### Data block

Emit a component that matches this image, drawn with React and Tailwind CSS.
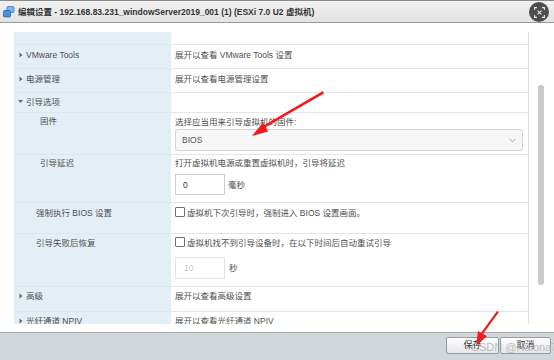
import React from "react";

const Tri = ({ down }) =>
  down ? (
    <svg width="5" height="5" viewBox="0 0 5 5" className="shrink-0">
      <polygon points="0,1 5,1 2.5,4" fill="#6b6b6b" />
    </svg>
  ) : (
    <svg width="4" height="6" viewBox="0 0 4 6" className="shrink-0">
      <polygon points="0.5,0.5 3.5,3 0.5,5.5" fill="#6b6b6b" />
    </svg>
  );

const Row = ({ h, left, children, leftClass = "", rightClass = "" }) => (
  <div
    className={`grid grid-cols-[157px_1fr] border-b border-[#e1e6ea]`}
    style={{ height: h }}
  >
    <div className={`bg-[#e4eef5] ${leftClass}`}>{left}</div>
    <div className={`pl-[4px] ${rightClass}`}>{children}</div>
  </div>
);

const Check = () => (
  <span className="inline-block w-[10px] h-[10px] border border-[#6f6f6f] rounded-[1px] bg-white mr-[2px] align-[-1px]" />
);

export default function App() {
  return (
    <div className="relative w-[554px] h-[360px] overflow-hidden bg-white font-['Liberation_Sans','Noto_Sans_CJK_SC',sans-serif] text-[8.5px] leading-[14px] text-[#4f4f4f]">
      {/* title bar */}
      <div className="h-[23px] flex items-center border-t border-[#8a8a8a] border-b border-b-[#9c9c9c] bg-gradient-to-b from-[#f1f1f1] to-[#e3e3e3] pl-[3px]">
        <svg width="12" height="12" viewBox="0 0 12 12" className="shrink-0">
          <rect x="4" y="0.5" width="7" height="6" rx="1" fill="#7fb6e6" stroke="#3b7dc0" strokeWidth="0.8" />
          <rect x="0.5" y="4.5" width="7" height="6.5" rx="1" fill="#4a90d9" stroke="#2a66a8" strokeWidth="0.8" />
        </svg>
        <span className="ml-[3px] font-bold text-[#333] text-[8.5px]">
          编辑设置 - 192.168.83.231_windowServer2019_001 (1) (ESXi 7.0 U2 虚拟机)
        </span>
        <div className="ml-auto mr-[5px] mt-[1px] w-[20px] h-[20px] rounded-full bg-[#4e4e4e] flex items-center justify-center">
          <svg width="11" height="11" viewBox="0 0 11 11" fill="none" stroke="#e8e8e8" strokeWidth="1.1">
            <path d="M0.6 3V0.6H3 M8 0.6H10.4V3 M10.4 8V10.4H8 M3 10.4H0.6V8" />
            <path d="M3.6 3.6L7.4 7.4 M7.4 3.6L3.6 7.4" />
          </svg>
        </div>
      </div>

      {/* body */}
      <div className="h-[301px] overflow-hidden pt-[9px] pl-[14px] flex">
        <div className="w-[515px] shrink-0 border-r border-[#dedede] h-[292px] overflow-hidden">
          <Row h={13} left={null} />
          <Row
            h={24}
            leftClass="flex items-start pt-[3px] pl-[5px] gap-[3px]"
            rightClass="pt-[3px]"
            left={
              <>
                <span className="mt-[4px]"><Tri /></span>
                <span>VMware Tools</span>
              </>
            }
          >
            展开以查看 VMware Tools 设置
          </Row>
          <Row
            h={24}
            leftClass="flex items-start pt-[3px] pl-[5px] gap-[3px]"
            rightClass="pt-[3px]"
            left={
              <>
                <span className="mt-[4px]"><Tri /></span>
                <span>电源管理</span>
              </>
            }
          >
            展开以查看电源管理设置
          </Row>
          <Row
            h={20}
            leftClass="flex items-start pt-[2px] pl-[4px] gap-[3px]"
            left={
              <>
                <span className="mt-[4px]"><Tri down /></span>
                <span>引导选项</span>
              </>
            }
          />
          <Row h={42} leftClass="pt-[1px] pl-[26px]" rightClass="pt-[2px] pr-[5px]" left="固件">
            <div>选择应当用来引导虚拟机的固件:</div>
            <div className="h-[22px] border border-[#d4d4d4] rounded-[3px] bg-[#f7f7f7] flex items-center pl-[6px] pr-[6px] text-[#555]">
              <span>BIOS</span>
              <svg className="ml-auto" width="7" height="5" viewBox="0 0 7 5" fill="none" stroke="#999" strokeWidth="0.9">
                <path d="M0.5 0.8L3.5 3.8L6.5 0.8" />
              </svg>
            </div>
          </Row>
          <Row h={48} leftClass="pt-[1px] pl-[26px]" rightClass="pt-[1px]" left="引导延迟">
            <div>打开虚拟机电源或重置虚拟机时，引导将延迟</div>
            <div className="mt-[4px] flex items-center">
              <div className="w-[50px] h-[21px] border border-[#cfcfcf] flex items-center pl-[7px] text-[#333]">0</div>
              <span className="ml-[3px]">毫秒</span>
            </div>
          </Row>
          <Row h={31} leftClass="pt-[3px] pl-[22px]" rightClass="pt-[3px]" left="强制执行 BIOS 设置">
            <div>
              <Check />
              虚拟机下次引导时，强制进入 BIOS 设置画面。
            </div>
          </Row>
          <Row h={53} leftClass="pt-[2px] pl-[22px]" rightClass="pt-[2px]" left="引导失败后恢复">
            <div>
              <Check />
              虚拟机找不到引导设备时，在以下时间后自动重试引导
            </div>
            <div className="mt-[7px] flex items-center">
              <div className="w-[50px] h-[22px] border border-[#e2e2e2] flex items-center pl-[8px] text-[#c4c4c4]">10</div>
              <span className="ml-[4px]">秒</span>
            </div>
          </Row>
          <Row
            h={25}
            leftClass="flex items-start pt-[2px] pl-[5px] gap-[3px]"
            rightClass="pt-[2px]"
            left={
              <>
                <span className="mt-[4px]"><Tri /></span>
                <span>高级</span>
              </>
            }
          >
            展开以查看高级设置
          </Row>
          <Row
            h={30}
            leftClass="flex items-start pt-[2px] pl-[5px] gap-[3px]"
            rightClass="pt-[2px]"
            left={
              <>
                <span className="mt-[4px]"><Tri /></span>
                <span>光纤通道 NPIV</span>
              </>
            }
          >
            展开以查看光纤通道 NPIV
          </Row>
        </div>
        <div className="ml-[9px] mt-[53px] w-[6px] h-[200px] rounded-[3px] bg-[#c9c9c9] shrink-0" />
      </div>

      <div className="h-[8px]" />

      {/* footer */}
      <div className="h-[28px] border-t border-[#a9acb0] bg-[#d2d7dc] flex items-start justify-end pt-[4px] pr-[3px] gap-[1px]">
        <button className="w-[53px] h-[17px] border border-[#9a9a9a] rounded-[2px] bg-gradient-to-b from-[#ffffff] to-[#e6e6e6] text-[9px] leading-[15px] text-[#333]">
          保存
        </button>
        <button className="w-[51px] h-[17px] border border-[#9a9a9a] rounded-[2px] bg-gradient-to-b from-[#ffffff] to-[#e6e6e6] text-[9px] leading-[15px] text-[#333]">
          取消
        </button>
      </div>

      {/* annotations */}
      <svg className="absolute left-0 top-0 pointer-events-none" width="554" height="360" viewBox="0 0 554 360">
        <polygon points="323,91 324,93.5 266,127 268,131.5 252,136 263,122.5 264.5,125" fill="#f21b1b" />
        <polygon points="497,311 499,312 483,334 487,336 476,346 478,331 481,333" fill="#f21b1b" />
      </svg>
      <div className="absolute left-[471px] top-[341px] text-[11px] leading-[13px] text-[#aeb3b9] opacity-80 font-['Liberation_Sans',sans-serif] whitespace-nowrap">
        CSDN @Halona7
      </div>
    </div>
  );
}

######

## Aim
Exactly restate the lines from the beginning of the data through the line with "import React from", and no others, keeping pictures out.

## Exercise solution
Emit a component that matches this image, drawn with React and Tailwind CSS.
import React from "react";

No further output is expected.